DATASET EXCERPT
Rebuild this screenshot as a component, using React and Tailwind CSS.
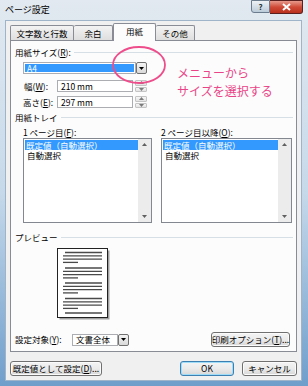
import React from "react";

const Acc = ({ children }) => <span className="underline underline-offset-1">{children}</span>;

const GroupHeader = ({ children, className = "" }) => (
  <div className={`flex items-center h-[12px] ${className}`}>
    <span className="whitespace-nowrap">{children}</span>
    <div className="ml-[3px] flex-1 h-px bg-[#d5dfe5]" />
  </div>
);

const DropBtn = ({ className = "" }) => (
  <div
    className={`w-[11px] h-full flex items-center justify-center border border-[#707070] rounded-[2px] bg-linear-to-b from-[#f4f4f4] to-[#d9d9d9] ${className}`}
  >
    <svg width="5" height="3" viewBox="0 0 5 3">
      <path d="M0 0H5L2.5 3Z" fill="#000" />
    </svg>
  </div>
);

const Spinner = () => (
  <div className="ml-[2px] w-[12px] h-full flex flex-col gap-px">
    {["M0 3H5L2.5 0Z", "M0 0H5L2.5 3Z"].map((d) => (
      <div
        key={d}
        className="flex-1 flex items-center justify-center border border-[#c4c4c4] rounded-[1px] bg-linear-to-b from-[#f7f7f7] to-[#e3e3e3]"
      >
        <svg width="5" height="3" viewBox="0 0 5 3">
          <path d={d} fill="#7a7a7a" />
        </svg>
      </div>
    ))}
  </div>
);

const Btn = ({ children, className = "", primary }) => (
  <div
    className={`h-[15px] flex items-center justify-center rounded-[3px] border whitespace-nowrap ${
      primary
        ? "border-[#3c7fb1] shadow-[inset_0_0_0_1px_#9fdcf8]"
        : "border-[#707070] shadow-[inset_0_0_0_1px_#fbfbfb]"
    } bg-linear-to-b from-[#f4f4f4] via-[#ebebeb] to-[#d7d7d7] ${className}`}
  >
    {children}
  </div>
);

const ListBox = ({ className = "" }) => (
  <div className={`h-[85px] border border-[#828790] bg-white flex ${className}`}>
    <div className="flex-1 pt-px pl-px">
      <div className="h-[10px] flex items-center bg-[#3399ff] text-white pl-px">既定値（自動選択）</div>
      <div className="h-[10px] flex items-center pl-[2px]">自動選択</div>
    </div>
    <div className="w-[13px] bg-[#ececec] flex flex-col justify-between items-center py-[4px]">
      <svg width="5" height="3" viewBox="0 0 5 3">
        <path d="M0 3H5L2.5 0Z" fill="#606060" />
      </svg>
      <svg width="5" height="3" viewBox="0 0 5 3">
        <path d="M0 0H5L2.5 3Z" fill="#606060" />
      </svg>
    </div>
  </div>
);

const PagePreview = () => {
  const lines = [];
  const groups = [4.5, 20, 35, 50.5, 65];
  groups.forEach((gy, gi) => {
    const n = gi === groups.length - 1 ? 1 : 4;
    for (let i = 0; i < n; i++) {
      const y = gy + i * 3.3;
      const x1 = i === 0 ? 8 : 6;
      const x2 = i === 3 ? 21 : 45;
      lines.push(<line key={`${gi}-${i}`} x1={x1} x2={x2} y1={y} y2={y} stroke="#4a4a4a" strokeWidth="1.3" />);
    }
  });
  return (
    <svg width="53" height="72" viewBox="0 0 53 72" className="ml-[42px] mt-[5px] shrink-0">
      <rect x="2.5" y="2.5" width="50" height="69" fill="#a0a0a0" />
      <rect x="0.5" y="0.5" width="50" height="69" fill="#fff" stroke="#222" />
      {lines}
    </svg>
  );
};

export default function App() {
  return (
    <div className="relative w-[308px] h-[386px] overflow-hidden flex flex-col text-[8.5px] leading-none text-black [font-family:'Noto_Sans_CJK_JP',sans-serif] bg-linear-to-b from-[#e2e9f0] via-[#c6d9ea] to-[#6f9ecb]">
      {/* title bar */}
      <div className="h-[20px] flex items-start pl-[5px] pr-[5px] shrink-0">
        <span className="mt-[5px] text-[9px]">ページ設定</span>
        <div className="ml-auto flex">
          <div className="w-[19px] h-[13px] flex items-center justify-center border border-[#6b7c8f] rounded-bl-[3px] bg-linear-to-b from-[#eef2f6] to-[#bccbd9] text-[8px] font-bold text-[#233]">
            ?
          </div>
          <div className="w-[33px] h-[14px] flex items-center justify-center border border-[#5a2020] border-l-0 rounded-br-[3px] bg-linear-to-b from-[#e6998c] via-[#cf4a37] to-[#b9301c]">
            <svg width="9" height="8" viewBox="0 0 9 8">
              <path d="M1 1L8 7M8 1L1 7" stroke="#fff" strokeWidth="2" />
            </svg>
          </div>
        </div>
      </div>

      {/* client */}
      <div className="ml-[5px] mr-[6px] mb-[5px] flex-1 border border-[#9fb4c9] bg-[#f0f0f0] flex flex-col">
        {/* tabs */}
        <div className="mt-[2px] pl-[4px] h-[17px] flex items-end">
          <div className="w-[64px] h-[15px] flex items-center justify-center border border-b-0 border-[#898c95] rounded-t-[2px] bg-linear-to-b from-[#f3f3f3] to-[#dedede]">
            文字数と行数
          </div>
          <div className="w-[39px] h-[15px] flex items-center justify-center border border-b-0 border-l-0 border-[#898c95] rounded-t-[2px] bg-linear-to-b from-[#f3f3f3] to-[#dedede]">
            余白
          </div>
          <div className="relative z-10 w-[43px] h-[18px] -mb-px flex items-center justify-center border border-b-0 border-[#898c95] rounded-t-[2px] bg-[#fcfcfc] pb-[2px]">
            用紙
          </div>
          <div className="w-[39px] h-[15px] flex items-center justify-center border border-b-0 border-l-0 border-[#898c95] rounded-t-[2px] bg-linear-to-b from-[#f3f3f3] to-[#dedede]">
            その他
          </div>
        </div>

        {/* panel */}
        <div className="ml-[4px] w-[287px] border border-[#898c95] bg-[#fcfcfc] pl-[4px] pr-[3px] pb-[4px] flex flex-col">
          <GroupHeader className="mt-[5px]">
            用紙サイズ(<Acc>R</Acc>):
          </GroupHeader>

          <div className="mt-[4px] ml-[8px] w-[124px] h-[12px] flex">
            <div className="flex-1 border border-[#abadb3] bg-white p-px">
              <div className="h-full bg-[#3399ff] text-white flex items-center pl-[2px]">A4</div>
            </div>
            <DropBtn />
          </div>

          <div className="mt-[6px] ml-[9px] h-[12px] flex items-center">
            <span className="w-[33px]">
              幅(<Acc>W</Acc>):
            </span>
            <div className="w-[76px] h-full border border-[#abadb3] bg-white flex items-center pl-[3px]">210 mm</div>
            <Spinner />
          </div>
          <div className="mt-[4px] ml-[8px] h-[12px] flex items-center">
            <span className="w-[34px]">
              高さ(<Acc>E</Acc>):
            </span>
            <div className="w-[76px] h-full border border-[#abadb3] bg-white flex items-center pl-[3px]">297 mm</div>
            <Spinner />
          </div>

          <GroupHeader className="mt-[3px]">用紙トレイ</GroupHeader>

          <div className="mt-[3px] ml-[8px] flex gap-[9px]">
            <div className="w-[129px] flex flex-col">
              <div className="h-[12px] flex items-center">
                1 ページ目(<Acc>F</Acc>):
              </div>
              <ListBox />
            </div>
            <div className="w-[131px] flex flex-col">
              <div className="h-[12px] flex items-center">
                2 ページ目以降(<Acc>O</Acc>):
              </div>
              <ListBox />
            </div>
          </div>

          <GroupHeader className="mt-[8px]">プレビュー</GroupHeader>

          <PagePreview />

          <div className="mt-[12px] h-[15px] flex items-center">
            <span className="w-[57px]">
              設定対象(<Acc>Y</Acc>):
            </span>
            <div className="h-[12px] flex">
              <div className="w-[46px] border border-[#abadb3] bg-white flex items-center pl-[3px]">文書全体</div>
              <DropBtn />
            </div>
            <Btn className="ml-auto mr-[3px] w-[79px]">
              印刷オプション(<Acc>T</Acc>)...
            </Btn>
          </div>
        </div>

        {/* bottom buttons */}
        <div className="mt-[9px] flex px-[4px]">
          <Btn className="w-[92px]">
            既定値として設定(<Acc>D</Acc>)...
          </Btn>
          <Btn primary className="ml-auto w-[54px]">
            OK
          </Btn>
          <Btn className="ml-[8px] w-[55px]">キャンセル</Btn>
        </div>
      </div>

      {/* annotation */}
      <svg className="absolute left-0 top-0 pointer-events-none" width="308" height="386">
        <ellipse cx="139" cy="65" rx="26" ry="18" fill="none" stroke="#ee4d8b" strokeWidth="1.8" />
      </svg>
      <div className="absolute left-[177px] top-[64px] text-[12px] leading-[18px] text-[#e94487]">
        <div>メニューから</div>
        <div>サイズを選択する</div>
      </div>
    </div>
  );
}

SET PROBLEM
Check every line of the data above for the string "React", and copy those that have it.

EXERCISE SOLUTION
Rebuild this screenshot as a component, using React and Tailwind CSS.
import React from "react";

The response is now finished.